> Material provided
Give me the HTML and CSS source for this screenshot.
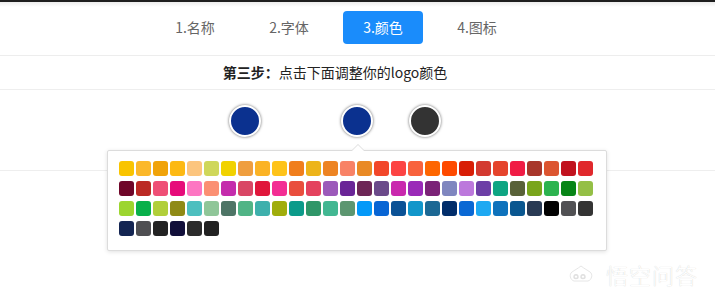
FILE: index.html
```html
<!DOCTYPE html>
<html lang="zh-CN">
<head>
<meta charset="utf-8">
<title>logo 颜色</title>
<link rel="stylesheet" href="styles.css">
</head>
<body>
<div class="topbar"></div>
<nav class="nav">
  <div class="nav-inner">
    <span class="tab">1.名称</span>
    <span class="tab">2.字体</span>
    <span class="tab active">3.颜色</span>
    <span class="tab">4.图标</span>
  </div>
</nav>
<div class="step"><div class="step-inner"><b>第三步：</b>点击下面调整你的logo颜色</div></div>
<div class="picker">
  <div class="dots">
    <span class="dot dot-bg"></span>
    <span class="dot dot-icon"></span>
    <span class="dot dot-text"></span>
  </div>
  <div class="popover">
    <div class="swatches" id="sw"></div>
  </div>
</div>
<div class="watermark">
  <svg class="wm-icon" width="24" height="18" viewBox="0 0 24 18">
    <path d="M12 1 C8 4 6 5 3 7 C0 9 1 15 5 16 L19 16 C23 15 24 9 21 7 C18 5 16 4 12 1 Z" fill="#fff" stroke="#e6e6e6" stroke-width="1"/>
    <path d="M5 12 C5 9 9 9 9 12 C9 14 5 14 5 12 Z M12 12 C12 9 16 9 16 12 C16 14 12 14 12 12 Z" fill="none" stroke="#e0e0e0" stroke-width="1.4"/>
  </svg>
  <span class="wm-text">悟空问答</span>
</div>
<script src="app.js"></script>
</body>
</html>
```
FILE: app.js
```js
var colors = [
"#f9c400","#fbb82a","#f0a30a","#fdb913","#fcc57e","#cfd75a","#f1d200","#ef9e3f","#fbb325","#fec31a","#f07e1d","#edb41a","#ed8423","#f88266","#e98a25","#f2472a","#fc4444","#f8623c","#fe6600","#fe4a00","#d81e06","#d33a31","#e5442c","#f01c45","#a8362a","#dc5530","#c1121e","#e0282c",
"#6f0629","#bb2a24","#ef4f76","#e60b7a","#fd76c2","#fb9073","#c42cac","#d94765","#e0173b","#f32d94","#e94e3d","#e4425e","#9c5aba","#6a2597","#6d2656","#6b4a8a","#c928ae","#9a2ab8","#7b2377","#7f86bf","#bc78dc","#6c3fa6","#0ea583","#596238","#79a51c","#2cb34f","#078517","#94bf46",
"#9cd52f","#09b04a","#b1cf3a","#8f8a16","#4dbfbf","#8fc698","#4e7566","#51b486","#3eb0ac","#a0ad0c","#0c9b8a","#2f9668","#42b792","#5c9670","#0499f8","#0865d4","#0b5296","#1296ca","#1c6894","#012d6a","#0a68d4","#1ea9f2","#0e72bc","#0a5790","#293a54","#020202","#515154","#343434",
"#142552","#4f4f52","#232323","#110f3a","#2c2c2c","#222222"
];
var sw = document.getElementById("sw");
colors.forEach(function (c) {
  var s = document.createElement("span");
  s.className = "swatch";
  s.style.background = c;
  sw.appendChild(s);
});
```
FILE: styles.css
```css
html, body {
  margin: 0;
  padding: 0;
  background: #fff;
}
body {
  font-family: "Microsoft YaHei", "Noto Sans CJK SC", "Noto Sans", sans-serif;
  font-size: 14px;
  color: #333;
  width: 715px;
  height: 297px;
  overflow: hidden;
  position: relative;
}
.topbar {
  height: 5px;
  border-top: 2px solid #1e1e1e;
  background: linear-gradient(#ececec, #fff);
}
.nav {
  height: 48px;
  border-bottom: 1px solid #ededed;
}
.nav-inner {
  display: flex;
  gap: 14px;
  padding: 4px 0 0 155px;
}
.tab {
  width: 80px;
  height: 33px;
  line-height: 33px;
  text-align: center;
  color: #666;
  border-radius: 4px;
}
.tab.active {
  background: #1a8cfb;
  color: #fff;
}
.step {
  height: 33px;
  border-bottom: 1px solid #eeeeee;
}
.step-inner {
  width: 670px;
  text-align: center;
  line-height: 33px;
  color: #222;
}
.step-inner b {
  font-weight: bold;
}
.picker {
  height: 80px;
  border-bottom: 1px solid #eeeeee;
  position: relative;
}
.dots {
  display: flex;
  padding: 15px 0 0 229px;
}
.dot {
  width: 28px;
  height: 28px;
  border-radius: 50%;
  border: 2px solid #fff;
  box-shadow: 0 0 3px rgba(0, 0, 0, 0.6);
}
.dot-bg, .dot-icon { background: #0b318f; }
.dot-text { background: #333333; }
.dot-icon { margin-left: 80px; }
.dot-text { margin-left: 36px; }
.popover {
  position: absolute;
  left: 107px;
  top: 60px;
  width: 475px;
  padding: 10px 12px 14px 11px;
  border: 1px solid #dcdcdc;
  border-radius: 2px;
  background: #fff;
  box-shadow: 0 1px 4px rgba(0, 0, 0, 0.12);
  z-index: 2;
}
.popover::before,
.popover::after {
  content: "";
  position: absolute;
  left: 243px;
  width: 0;
  height: 0;
  border-left: 7px solid transparent;
  border-right: 7px solid transparent;
}
.popover::before {
  top: -7px;
  border-bottom: 7px solid #dcdcdc;
}
.popover::after {
  top: -6px;
  border-bottom: 7px solid #fff;
}
.swatches {
  display: grid;
  grid-template-columns: repeat(28, 15px);
  grid-auto-rows: 15px;
  column-gap: 2px;
  row-gap: 5px;
}
.swatch {
  border-radius: 3px;
}
.watermark {
  position: absolute;
  left: 569px;
  top: 258px;
  display: flex;
  align-items: center;
  gap: 13px;
}
.wm-text {
  font-size: 22px;
  font-weight: 300;
  color: #fff;
  letter-spacing: 1px;
  text-shadow: 0 0 1px rgba(0, 0, 0, 0.22);
}
```
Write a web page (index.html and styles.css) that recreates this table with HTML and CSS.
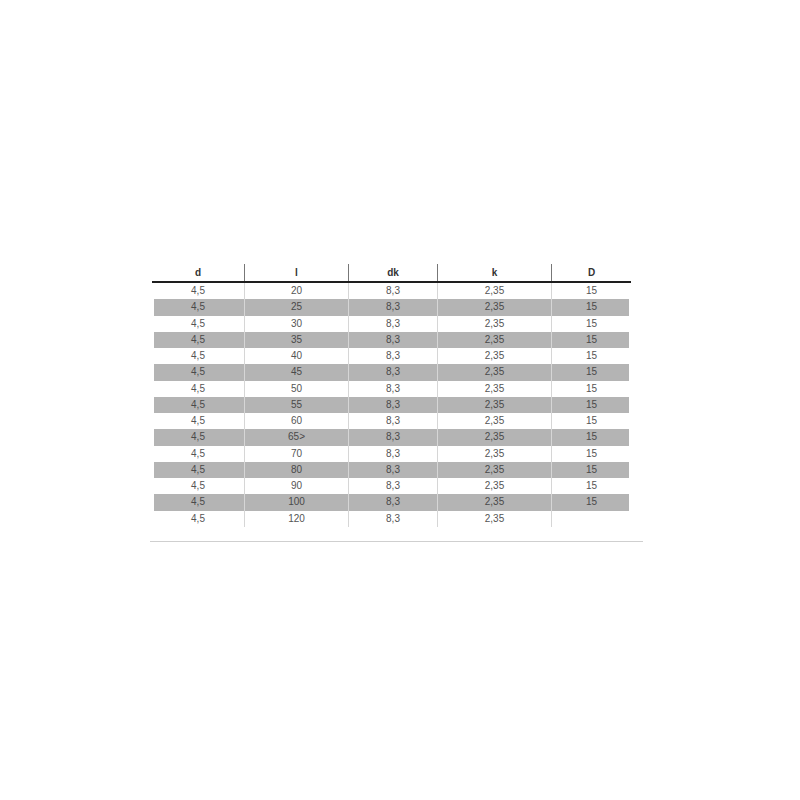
FILE: index.html
```html
<!DOCTYPE html>
<html>
<head>
<meta charset="utf-8">
<link rel="stylesheet" href="styles.css">
</head>
<body>
<div class="sheet">
  <div class="table">
    <div class="row head">
      <div class="c">d</div><div class="c">l</div><div class="c">dk</div><div class="c">k</div><div class="c">D</div>
    </div>
    <div class="row"><div class="c">4,5</div><div class="c">20</div><div class="c">8,3</div><div class="c">2,35</div><div class="c">15</div></div>
    <div class="row alt"><div class="c">4,5</div><div class="c">25</div><div class="c">8,3</div><div class="c">2,35</div><div class="c">15</div></div>
    <div class="row"><div class="c">4,5</div><div class="c">30</div><div class="c">8,3</div><div class="c">2,35</div><div class="c">15</div></div>
    <div class="row alt"><div class="c">4,5</div><div class="c">35</div><div class="c">8,3</div><div class="c">2,35</div><div class="c">15</div></div>
    <div class="row"><div class="c">4,5</div><div class="c">40</div><div class="c">8,3</div><div class="c">2,35</div><div class="c">15</div></div>
    <div class="row alt"><div class="c">4,5</div><div class="c">45</div><div class="c">8,3</div><div class="c">2,35</div><div class="c">15</div></div>
    <div class="row"><div class="c">4,5</div><div class="c">50</div><div class="c">8,3</div><div class="c">2,35</div><div class="c">15</div></div>
    <div class="row alt"><div class="c">4,5</div><div class="c">55</div><div class="c">8,3</div><div class="c">2,35</div><div class="c">15</div></div>
    <div class="row"><div class="c">4,5</div><div class="c">60</div><div class="c">8,3</div><div class="c">2,35</div><div class="c">15</div></div>
    <div class="row alt"><div class="c">4,5</div><div class="c">65&gt;</div><div class="c">8,3</div><div class="c">2,35</div><div class="c">15</div></div>
    <div class="row"><div class="c">4,5</div><div class="c">70</div><div class="c">8,3</div><div class="c">2,35</div><div class="c">15</div></div>
    <div class="row alt"><div class="c">4,5</div><div class="c">80</div><div class="c">8,3</div><div class="c">2,35</div><div class="c">15</div></div>
    <div class="row"><div class="c">4,5</div><div class="c">90</div><div class="c">8,3</div><div class="c">2,35</div><div class="c">15</div></div>
    <div class="row alt"><div class="c">4,5</div><div class="c">100</div><div class="c">8,3</div><div class="c">2,35</div><div class="c">15</div></div>
    <div class="row"><div class="c">4,5</div><div class="c">120</div><div class="c">8,3</div><div class="c">2,35</div><div class="c"></div></div>
  </div>
  <div class="rule"></div>
</div>
</body>
</html>
```

FILE: styles.css
```css
html, body {
  margin: 0;
  padding: 0;
  background: #ffffff;
}
body {
  font-family: "Liberation Sans", Arial, sans-serif;
  font-size: 10px;
  color: #555555;
}
.sheet {
  width: 493px;
  margin-left: 150px;
  padding-top: 264px;
}
.table {
  width: 479px;
  margin-left: 2px;
}
.row {
  display: grid;
  grid-template-columns: 92px 104px 89px 114px 80px;
  height: 16.25px;
}
.row .c {
  display: flex;
  align-items: center;
  justify-content: center;
  line-height: 1;
}
.row .c + .c {
  border-left: 1px solid #d6d6d6;
}
.row.alt {
  background: linear-gradient(#b4b4b4, #b4b4b4) no-repeat 2px 0 / calc(100% - 4px) 100%;
}
.row.alt .c {
  color: #4a4a4a;
}
.row.head {
  height: 17px;
  border-bottom: 2px solid #1e1e1e;
  color: #2a2a2a;
}
.row.head .c {
  font-weight: bold;
  color: #333333;
}
.row.head .c + .c {
  border-left: 1px solid #777777;
}
.rule {
  margin-top: 14px;
  height: 1px;
  background: #cfcfcf;
}
```
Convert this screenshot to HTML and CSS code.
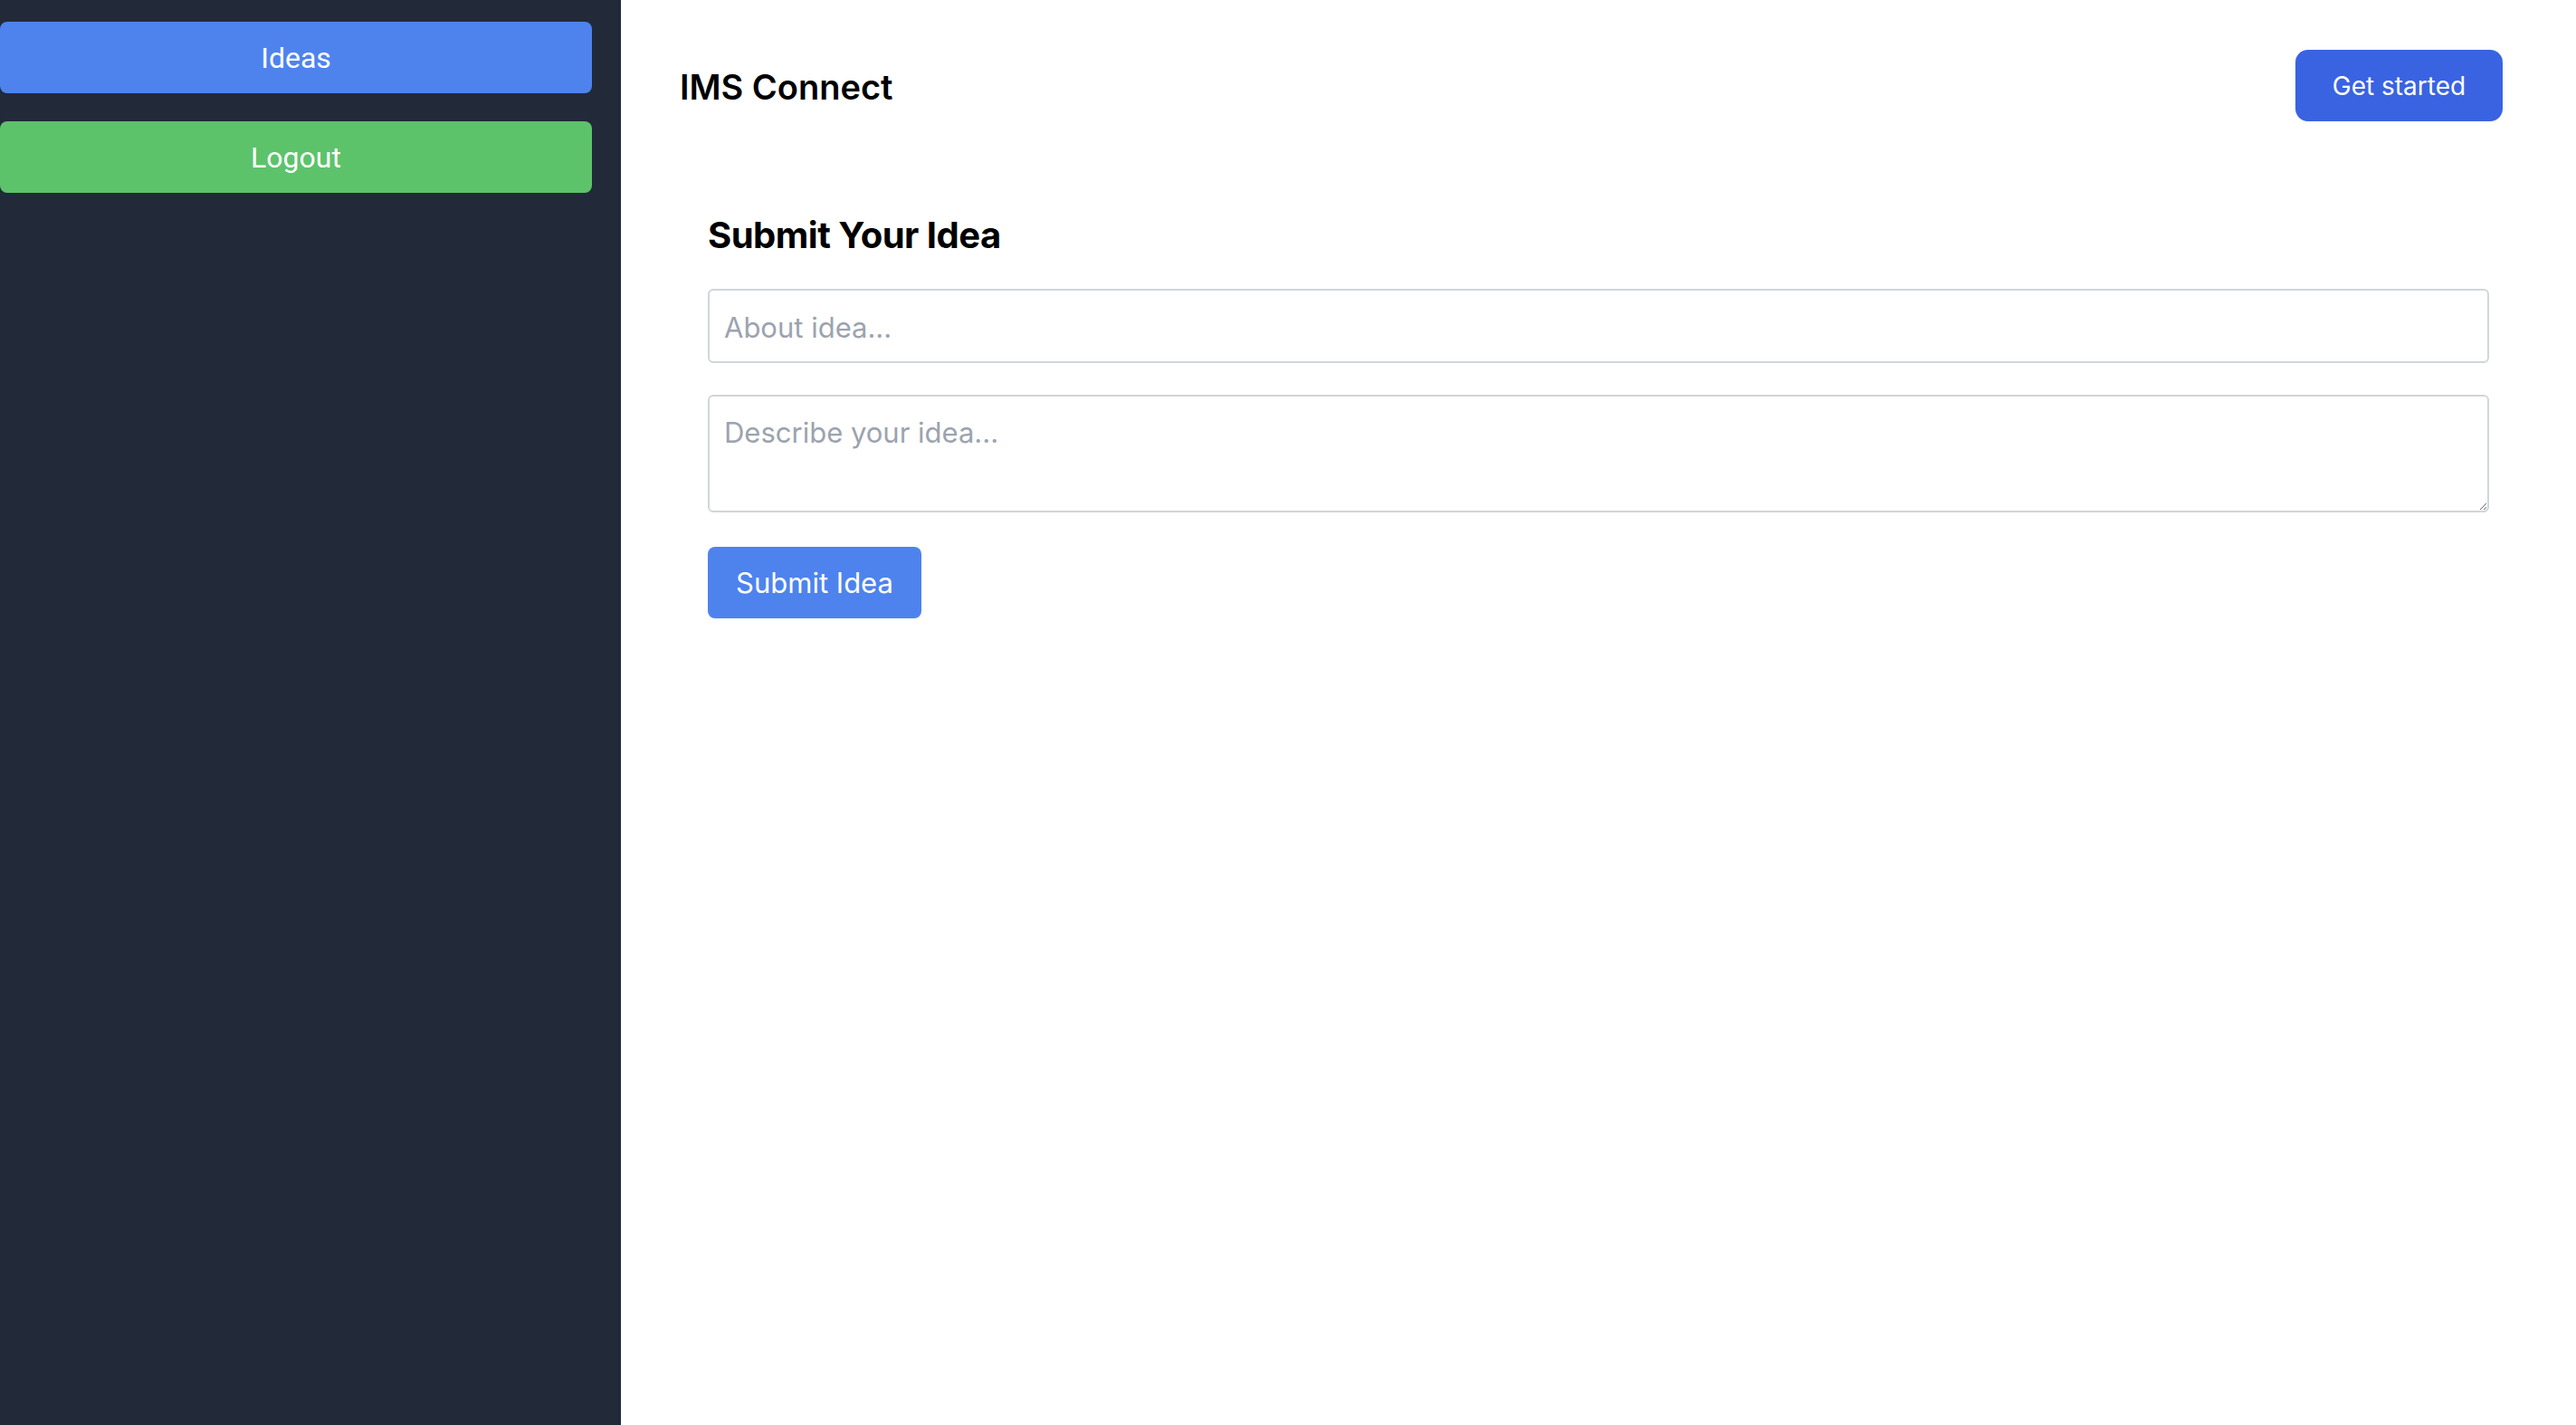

> Problem description
From the entries above, copy every line containing the word "index".

> Final answer
FILE: index.html
  z-index: 2;
Write a web page (index.html and styles.css) that recreates this table with HTML and CSS.
FILE: index.html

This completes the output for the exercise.